Automate Food Supply Data with Power Query | Script Data Insights

Mastering Food Supply Automation with Power Query

Stop drowning in spreadsheets and start building a self-updating supply chain engine that does the heavy lifting for you.

The Problem: The Manual Data Trap

In the world of food supply management, data comes from everywhere: vendors, logistics, and inventory sheets. Most professionals spend 80% of their time "cleaning" this data—copy-pasting rows, fixing date formats, and manually calculating KPIs. This "old way" is slow, prone to human error, and completely unscalable.

Common Mistake: Relying on manual VLOOKUPs and copy-pasting new data into the bottom of a master sheet. One wrong click and your entire supply chain report is inaccurate.

The Solution: The Power Query Engine

Instead of manual labor, we use Power Query (Get & Transform). Think of it as a "macro" that doesn't require coding. You record your cleaning steps once, and every time you get new food supply data, you simply hit "Refresh."

Pro Tip: Use the "From Folder" connector. This allows you to simply drop a new monthly supply CSV into a folder, and Excel will automatically append it to your master report.

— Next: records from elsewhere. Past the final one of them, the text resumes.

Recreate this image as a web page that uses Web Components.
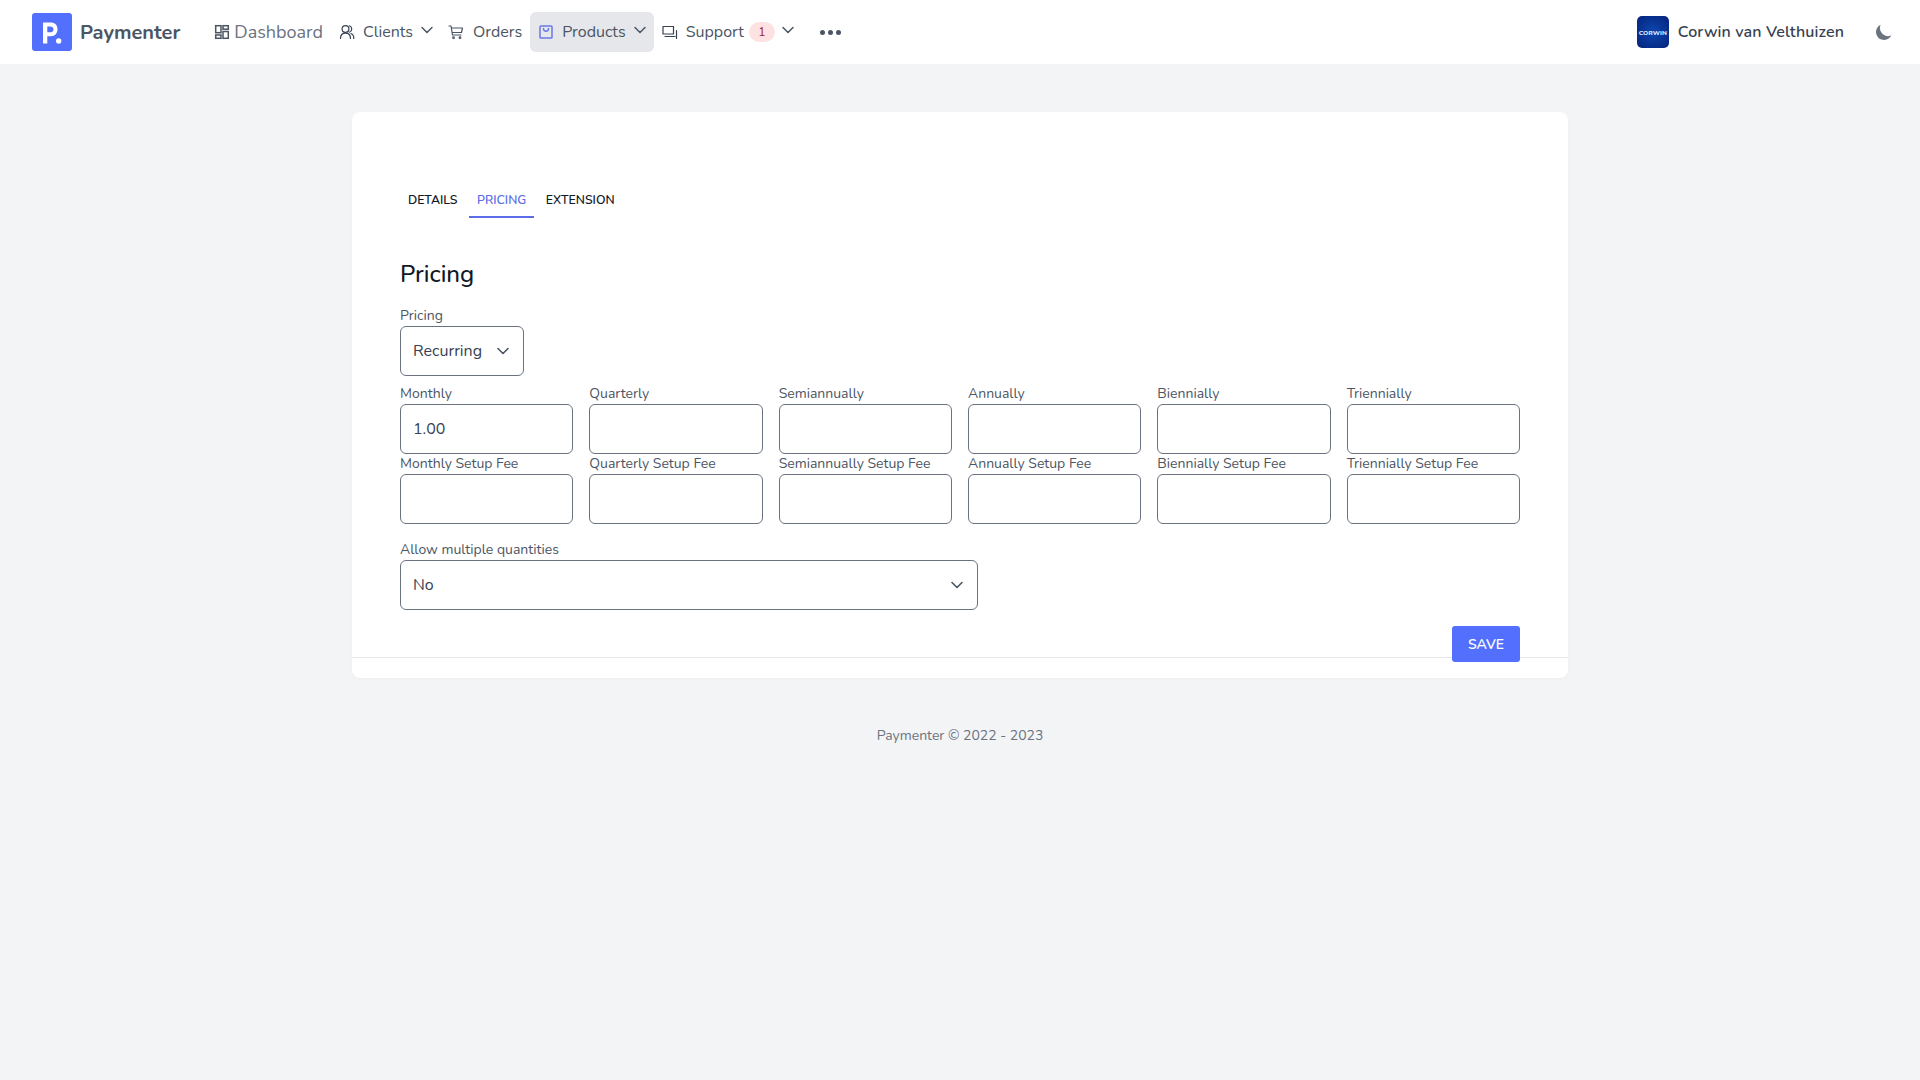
<!DOCTYPE html>
<html><head><meta charset="utf-8"><title>Paymenter</title>
<style>
html,body{margin:0;padding:0;background:#f3f4f6;font-family:"Nunito","Lato","Open Sans",sans-serif;height:100%}
</style></head><body>
<app-nav></app-nav>
<main-card>
  <tab-bar></tab-bar>
  <h-title>Pricing</h-title>
  <form-field label="Pricing" type="select" value="Recurring" style="width:124px;margin-bottom:8px"></form-field>
  <field-grid labels="Monthly,Quarterly,Semiannually,Annually,Biennially,Triennially" first="1.00"></field-grid>
  <field-grid labels="Monthly Setup Fee,Quarterly Setup Fee,Semiannually Setup Fee,Annually Setup Fee,Biennially Setup Fee,Triennially Setup Fee"></field-grid>
  <form-field label="Allow multiple quantities" type="select" value="No" style="width:578px;margin-top:16px"></form-field>
  <save-row></save-row>
</main-card>
<app-footer></app-footer>
<script>
const chev='<svg width="20" height="20" viewBox="0 0 20 20" fill="none" stroke="#4b5563" stroke-width="1.6" stroke-linecap="round" stroke-linejoin="round"><path d="M5 7.5l5 5 5-5"/></svg>';
const nchev='<svg width="16" height="16" viewBox="0 0 16 16" fill="none" stroke="#4b5563" stroke-width="1.5" stroke-linecap="round" stroke-linejoin="round"><path d="M3 5.500l5 5 5-5"/></svg>';
function def(name,html){customElements.define(name,class extends HTMLElement{connectedCallback(){if(this.shadowRoot)return;const s=this.attachShadow({mode:'open'});s.innerHTML=typeof html==='function'?html(this):html;}});}
def('nav-item',el=>{
  const active=el.hasAttribute('active');
  return `<style>:host{display:flex;align-items:center;height:40px;padding:0 8px;border-radius:6px;font-size:${el.getAttribute('size')||16}px;color:#4b5563;background:${active?'#e5e7eb':'transparent'}}
  ::slotted(svg){flex:none}
  .t{white-space:nowrap}
  </style><slot name="icon"></slot><span class="t" style="margin-left:${el.getAttribute('gap')||8}px;color:${el.getAttribute('color')||'#4b5563'}"><slot></slot></span><slot name="end"></slot>`;
});
def('app-nav',`<style>
:host{display:flex;align-items:center;height:64px;background:#fff;box-sizing:border-box;padding:0 26px 0 32px;color:#4b5563}
.logo{width:40px;height:38px;border-radius:3px;background:#5270fd;display:flex;flex:none}
.brand{font-size:20px;font-weight:700;color:#4b5563;margin:0 26px 0 8px;white-space:nowrap}
.items{display:flex;align-items:center;gap:0}
.sp{flex:1}
.ava{width:32px;height:32px;border-radius:5px;background:radial-gradient(circle,#0d47b0,#05237a);display:flex;align-items:center;justify-content:center;color:#dbe6ff;font-size:6.500px;font-weight:800;overflow:hidden;flex:none}
.name{font-size:16px;font-weight:600;color:#374151;margin-left:9px;white-space:nowrap;letter-spacing:.12px}
.moon{margin-left:30px;display:flex}
.dots{display:flex;gap:3px;margin-left:24px}
.dots i{width:5px;height:5px;border-radius:50%;background:#4b5563}
</style>
<div class="logo"><svg width="40" height="38" viewBox="0 0 40 38"><path fill="#fff" fill-rule="evenodd" d="M11 9.500h7.500c4.500 0 7 2.600 7 6.800s-2.500 7-7 7H15.300V30.500H11zM15.300 13.500v5.800h3c2 0 3.200-1.100 3.200-2.900s-1.200-2.900-3.200-2.900z"/><circle cx="26.700" cy="28" r="2.700" fill="#fff"/></svg></div>
<div class="brand">Paymenter</div>
<div class="items">
<nav-item size="18" gap="4" color="#6b7280"><svg slot="icon" width="16" height="16" viewBox="0 0 16 16" fill="none" stroke="#4b5563" stroke-width="1.500"><rect x="1.700" y="1.700" width="5.300" height="7"/><rect x="9" y="1.700" width="5.300" height="3.500"/><rect x="1.700" y="11" width="5.300" height="3.300"/><rect x="9" y="7.500" width="5.300" height="6.800"/></svg>Dashboard</nav-item>
<nav-item gap="8" style="padding-right:5px"><svg slot="icon" width="16" height="16" viewBox="0 0 16 16" fill="none" stroke="#374151" stroke-width="1.200" stroke-linecap="round"><circle cx="6.500" cy="5" r="3.400"/><path d="M1.500 14.500c0-3.300 2-5.300 5-5.300s5 2 5 5.300M10.500 1.800a3.400 3.400 0 0 1 0 6.400M12 9.500c1.800.7 2.800 2.500 2.800 5"/></svg>Clients<span slot="end" style="display:flex;margin:-4px 0 0 6px">${nchev}</span></nav-item>
<nav-item gap="9"><svg slot="icon" width="16" height="16" viewBox="0 0 16 16" fill="none" stroke="#4b5563" stroke-width="1.200" stroke-linecap="round" stroke-linejoin="round"><path d="M1 2h2l1.500 9h8.500M3.300 4H14.500l-1 4.500H4.300"/><circle cx="5.500" cy="13.700" r=".8"/><circle cx="12" cy="13.700" r=".8"/></svg>Orders</nav-item>
<nav-item active gap="8"><svg slot="icon" width="16" height="16" viewBox="0 0 16 16" fill="none" stroke="#6b7ae8" stroke-width="1.500"><rect x="2" y="2" width="12" height="12" rx=".8"/><path d="M5.500 4.500c0 3.500 5 3.500 5 0" stroke-linecap="round"/></svg>Products<span slot="end" style="display:flex;margin:-4px -2px 0 6px">${nchev}</span></nav-item>
<nav-item gap="8" style="padding-right:0"><svg slot="icon" width="16" height="16" viewBox="0 0 16 16" fill="none" stroke="#374151" stroke-width="1.200" stroke-linejoin="round" stroke-linecap="round"><path d="M1 2.500h10.500v7.500H1z"/><path d="M3 12.500h10M14.500 6.500v8"/></svg>Support<span slot="end" style="display:flex;align-items:center"><span style="display:inline-flex;align-items:center;justify-content:center;width:26px;height:20px;border-radius:10px;background:#fee2e2;color:#991b1b;font-size:12px;margin:0 5px 0 5px">1</span><span style="display:flex;margin-top:-4px">${nchev}</span></span></nav-item>
<div class="dots"><i></i><i></i><i></i></div>
</div>
<div class="sp"></div>
<div class="ava">CORWIN</div>
<div class="name">Corwin van Velthuizen</div>
<div class="moon"><svg width="20" height="20" viewBox="0 0 20 20"><path fill="#6b7280" d="M17.300 13.300A8 8 0 0 1 6.700 2.700a8 8 0 1 0 10.600 10.600z"/></svg></div>`);
def('main-card',`<style>:host{display:block;width:1216px;box-sizing:border-box;margin:48px auto 0;background:#fff;border-radius:8px;padding:62px 48px 0;height:566px;box-shadow:0 1px 2px rgba(0,0,0,.03)}</style><slot></slot>`);
def('tab-bar',`<style>:host{display:flex;height:44px;font-size:12.300px;font-weight:600;color:#111827}
.t{padding:11px 8px 2px;display:flex;align-items:center;height:29px;margin-right:3.500px;border-bottom:2px solid transparent;white-space:nowrap}
.a{color:#5b6ee8;border-color:#5b6ee8}
</style><div class="t">DETAILS</div><div class="t a">PRICING</div><div class="t">EXTENSION</div>`);
def('h-title',`<style>:host{display:block;font-size:24px;line-height:32px;font-weight:500;color:#111827;margin:40px 0 16px}</style><slot></slot>`);
def('form-field',el=>{
 const sel=el.getAttribute('type')==='select',v=el.getAttribute('value')||'';
 return `<style>:host{display:block;color:#4b5563}
 label{display:block;font-size:14px;height:20px;line-height:20px;color:#4b5563;white-space:nowrap}
 .b{box-sizing:border-box;height:50px;border:1px solid #6b7280;border-radius:6px;background:#fff;display:flex;align-items:center;padding:0 12px;font-size:16px;color:#374151;justify-content:space-between}
 svg{flex:none;margin-right:-2px}
 </style><label>${el.getAttribute('label')}</label><div class="b"><span>${v}</span>${sel?chev:''}</div>`;
});
def('field-grid',el=>{
 const ls=el.getAttribute('labels').split(','),f=el.getAttribute('first')||'';
 return `<style>:host{display:grid;grid-template-columns:repeat(6,1fr);column-gap:16px}</style>`+
 ls.map((l,i)=>`<form-field label="${l}" value="${i==0?f:''}"></form-field>`).join('');
});
def('save-row',`<style>:host{display:block;position:relative;height:68px}
.l{position:absolute;left:-48px;right:-48px;top:47px;height:1px;background:#e5e7eb}
.s{position:absolute;right:0;top:16px;width:68px;height:36px;background:#5270fd;color:#fff;border-radius:3px;display:flex;align-items:center;justify-content:center;font-size:14px;font-weight:600}
</style><div class="l"></div><div class="s">SAVE</div>`);
def('app-footer',`<style>:host{display:block;text-align:center;font-size:14px;color:#6b7280;margin-top:48px;line-height:20px}</style>Paymenter © 2022 - 2023`);
</script></body></html>
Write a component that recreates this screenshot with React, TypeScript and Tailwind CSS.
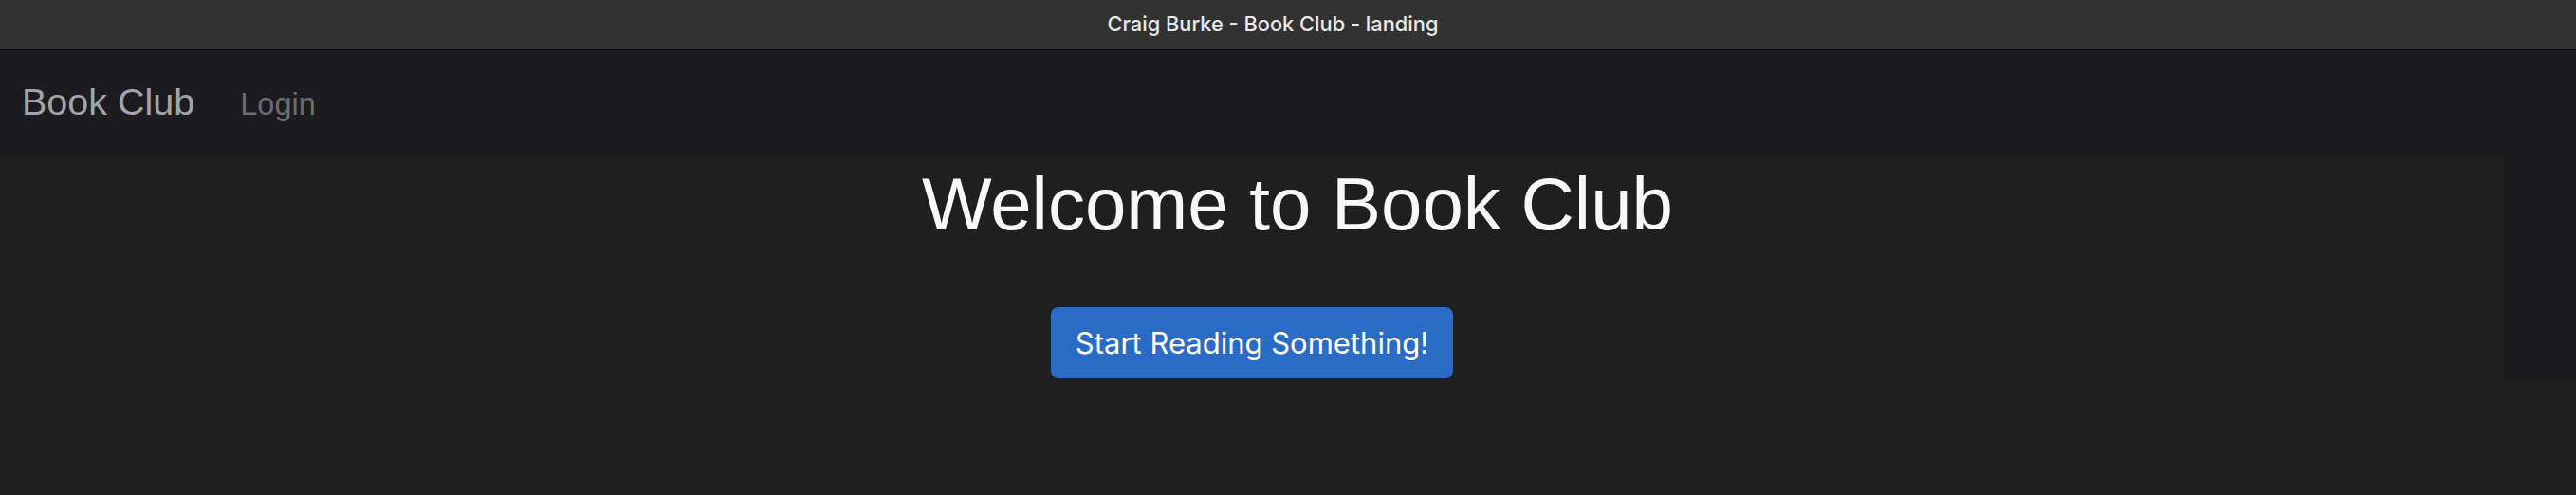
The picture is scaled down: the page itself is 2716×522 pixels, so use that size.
import React from "react";

export default function App() {
  return (
    <div className="w-[2716px] h-[522px] bg-[#1f1f1f] flex flex-col overflow-hidden">
      <div className="h-[53px] shrink-0 bg-[#323232] border-b border-[#0a0a0a] flex items-center justify-center pr-[32px]">
        <span className="text-[21.8px] leading-none text-[#e8e8e8] font-medium" style={{ fontFamily: "Inter, 'Noto Sans', sans-serif" }}>
          Craig Burke - Book Club - landing
        </span>
      </div>
      <nav
        className="h-[111px] shrink-0 bg-[#1c1b20] flex items-baseline pt-[35px] pl-[23px] gap-[48px]"
        style={{ fontFamily: "'Liberation Sans', Arial, sans-serif" }}
      >
        <span className="text-[39.5px] leading-none text-[#a4a4a6]">Book Club</span>
        <span className="text-[32.5px] leading-none text-[#6d6d70]">Login</span>
      </nav>
      <div className="flex h-[236px] shrink-0">
        <main className="flex-1 bg-[#1f1f1f] flex flex-col items-center pt-[12px]">
          <h1
            className="w-full text-center pl-[96px] text-[78px] leading-none text-[#f8f8f8]"
            style={{ fontFamily: "'Liberation Sans', Arial, sans-serif" }}
          >
            Welcome to Book Club
          </h1>
          <button
            className="mt-[70px] w-[424px] h-[75px] rounded-[8px] bg-[#2a6bc6] text-white text-[31px] leading-none flex items-center justify-center"
            style={{ fontFamily: "Inter, 'Noto Sans', sans-serif" }}
          >
            Start Reading Something!
          </button>
        </main>
        <div className="w-[76px] bg-[#1c1b20]" />
      </div>
    </div>
  );
}
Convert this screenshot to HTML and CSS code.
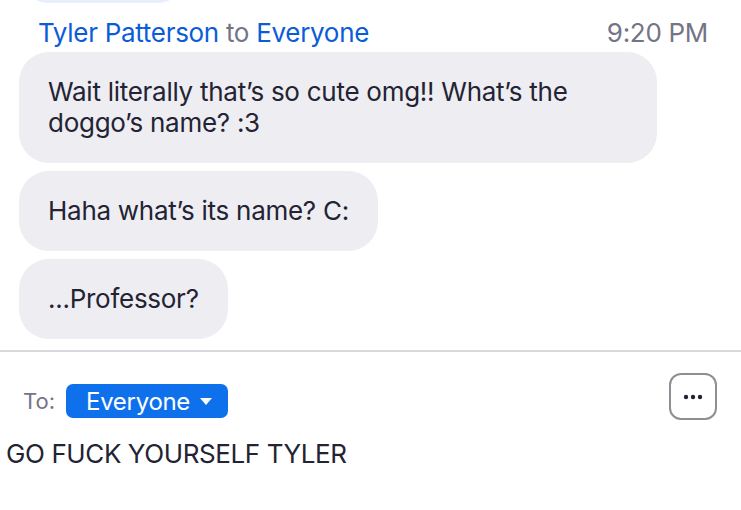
FILE: index.html
```html
<!DOCTYPE html>
<html lang="en">
<head>
  <meta charset="UTF-8">
  <meta name="viewport" content="width=device-width, initial-scale=1.0">
  <title>Chat</title>
  <link rel="stylesheet" href="styles.css">
</head>
<body>

  <div class="chat">
    <div class="bubble bubble-own"></div>

    <div class="msg-header">
      <span class="sender">Tyler Patterson <span class="to">to</span> Everyone</span>
      <span class="time">9:20 PM</span>
    </div>

    <div class="bubble">
      <p>Wait literally that’s so cute omg!! What’s the doggo’s name? :3</p>
    </div>
    <div class="bubble">
      <p>Haha what’s its name? C:</p>
    </div>
    <div class="bubble">
      <p>...Professor?</p>
    </div>
  </div>

  <div class="composer">
    <div class="to-row">
      <div class="recipient">
        <span class="to-label">To:</span>
        <button class="recipient-pill">
          Everyone
          <svg class="caret" width="12" height="7" viewBox="0 0 12 7">
            <path d="M0 0 H12 L6 7 Z" fill="#fff"/>
          </svg>
        </button>
      </div>
      <button class="more-button">
        <svg width="20" height="6" viewBox="0 0 20 6">
          <circle cx="3" cy="3" r="2.2" fill="#232333"/>
          <circle cx="10" cy="3" r="2.2" fill="#232333"/>
          <circle cx="17" cy="3" r="2.2" fill="#232333"/>
        </svg>
      </button>
    </div>
    <div class="input">GO FUCK YOURSELF TYLER</div>
  </div>

</body>
</html>
```

FILE: styles.css
```css
body {
  margin: 0;
  font-family: Inter, "Noto Sans", sans-serif;
  color: #232333;
  background-color: #fff;
}

.chat {
  height: 339px;
  padding: 0 0 11px 19px;
  display: flex;
  flex-direction: column;
  justify-content: flex-end;
  align-items: flex-start;
  overflow: hidden;
  border-bottom: 2px solid #d8d8dd;
}

.bubble {
  background-color: #ededf2;
  border-radius: 30px;
  padding: 24px 29px 25px;
  margin-top: 8px;
  max-width: 580px;
}

.bubble p {
  margin: 0;
  font-size: 26px;
  line-height: 31px;
  letter-spacing: -0.27px;
}

.bubble-own {
  background-color: #e6effc;
  width: 110px;
  min-height: 40px;
  flex-shrink: 0;
}

.msg-header {
  align-self: stretch;
  display: flex;
  justify-content: space-between;
  padding: 15px 33px 4px 19px;
  font-size: 26px;
  line-height: 30px;
  letter-spacing: -0.3px;
}

.msg-header + .bubble {
  margin-top: 0;
}

.sender {
  color: #0b5cd7;
}

.to,
.time {
  color: #747487;
}

.composer {
  padding: 21px 24px 0 6px;
}

.to-row {
  display: flex;
  justify-content: space-between;
  align-items: flex-start;
}

.recipient {
  display: flex;
  align-items: center;
  gap: 11px;
  margin-top: 11px;
  padding-left: 17px;
}

.to-label {
  font-size: 22px;
  color: #747487;
}

.recipient-pill {
  display: flex;
  align-items: center;
  gap: 10px;
  height: 34px;
  padding: 0 16px 0 20px;
  border: none;
  border-radius: 7px;
  background-color: #0e71eb;
  color: #fff;
  font-family: Inter, "Noto Sans", sans-serif;
  font-size: 24px;
  letter-spacing: -0.3px;
}

.more-button {
  width: 48px;
  height: 47px;
  border: 2px solid #8e8e94;
  border-radius: 12px;
  background: #fff;
  display: flex;
  align-items: center;
  justify-content: center;
  padding: 0;
}

.input {
  margin-top: 19px;
  font-size: 26px;
  line-height: 30px;
  letter-spacing: -0.4px;
}
```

The Implementation Workflow

Follow these steps to build your automated food supply tracker:

1. Data > Get Data > From File > From Folder
2. Transform Data (opens Power Query Editor)
3. Change Data Types (e.g., [Delivery Date] to 'Date')
4. Add Conditional Column (e.g., if [Status] = "Delayed" then 1 else 0)
5. Group By [Vendor] to see Total Units Sold
6. Close & Load to Pivot Table

Once set up, your dashboard becomes a live reflection of your inventory and supply chain health without you ever having to touch a cell again.